I wonder what Berdie
Tuttle, the late editor of the Wellsville Daily Reporter, would say. She used
to order “Scotch, no rocks, Chivas if you have it.” Then she would say, “I
don’t like ice in my whiskey. It’s the rocks that get you drunk.” Perhaps she
would have permitted artisanal ice in her Chivas, though, just one
three-incher, which she would have kept using for at least her first three
drinks.
Artisanal ice takes
three times as long to make, in any quantity you name. Then it has to be cut to
size, packed in dry ice and delivered. That’s why it costs so much.
•
• •
Recently I was
printing tri-fold brochures for a client. She knew I was juggling some
paralegal work, some news work and another printing job, and offered to fold
the brochures. Great!
“I wish I could do
more of the work, but I don’t have a color laser printer or the software, and
if I had the software I still wouldn’t know how to do it,” she said.
I hastened to assure
her that she could lay out her brochures, with some software that works for
that. She doesn’t have to have Adobe In Design! Microsoft Publisher would do
the job. And a decent inkjet printer would turn out nice brochures on the
appropriate weight and type of paper.
But if she has a
version of Microsoft Office that doesn’t include Publisher, there are other
possibilities out there.
One is Scribus, an
open source desktop publishing program that is easy to use, powerful and free.

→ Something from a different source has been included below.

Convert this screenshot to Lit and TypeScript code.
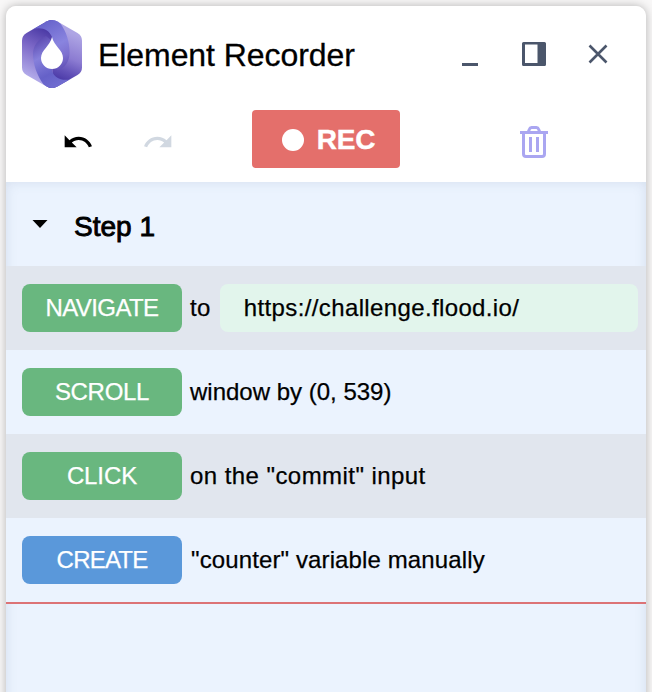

It handles CMYK and spot color, creates PDFs, and did I mention how easy it is
to learn?
There’s LibreOffice,
which is a free alternative to Microsoft Office. You can do lots of layout
things in its word processor module, inserting images and tables, using columns
and flowing text around objects. It exports to PDF too.
You might know of
GIMP as a platform-independent, free image-editing program. As a raster-image
program with lots of horses under the hood, it also can do text. The learning
curve is steeper than with some others, but the investment of effort will be
worth the while of most users. especially if they want to polish their
graphics. One drawback is that each page becomes a single image; multi-page
documents don’t “flow.”
For Chromebook users
and others in the world of Google there’s Lucidpress. Used on a Chromebook it
plays nicely with Google Drive. It’s free unless you need more storage space
than 25MB, and provides few templates, but you can upgrade to a roomier account
with more templates, for $7.95 a month. But then, some versions of Adobe
Creative Suite don’t cost much more.
•
• •
Raspberry Pi has been
mentioned here before. It’s the board, or set of motherboard and some progeny,
that costs $35 and can do all sorts of stuff if you put in some time and
effort.
Raspberry Pi coders
are familiar with TL; DR. It means Too Long; Didn’t Read. We aren’t talking
brain sprain or boredom so much as some limitations in the design, as to
instruction size. Dang! We had that with DOS, right?
That Raspberry Pi
isn’t easy as pie might be intuited from the fact that the recently-published
“Raspberry Pi for Dummies” is 432 pages long!
But now comes Kano,
which is a kit you use to build a computer. It does include a Raspberry Pi
board, and cables and a keyboard, a case, and what you need to make a speaker.
Kano is intended for
kids. Its instructions are like a storybook.
What a great gift to
give to youngsters! What great classroom tools! Everyone who builds a Kano will
know a lot about how computers work and what is inside them. Each owner/builder
will have a functional computer capable of playing games, processing sound and
doing real work.
The first 18,000 Kano
kits have been shipped, some to the Kickstarter investors who crowd-funded the
startup. They will cost about $150 plus shipping if you pre-order on the
website.
http://www.kano.me/kit?gclid=CC3i39aL3cECFbPm7AodAlMAjw is the URL, or just put www.kano.me into the
slot in your browser or search engine.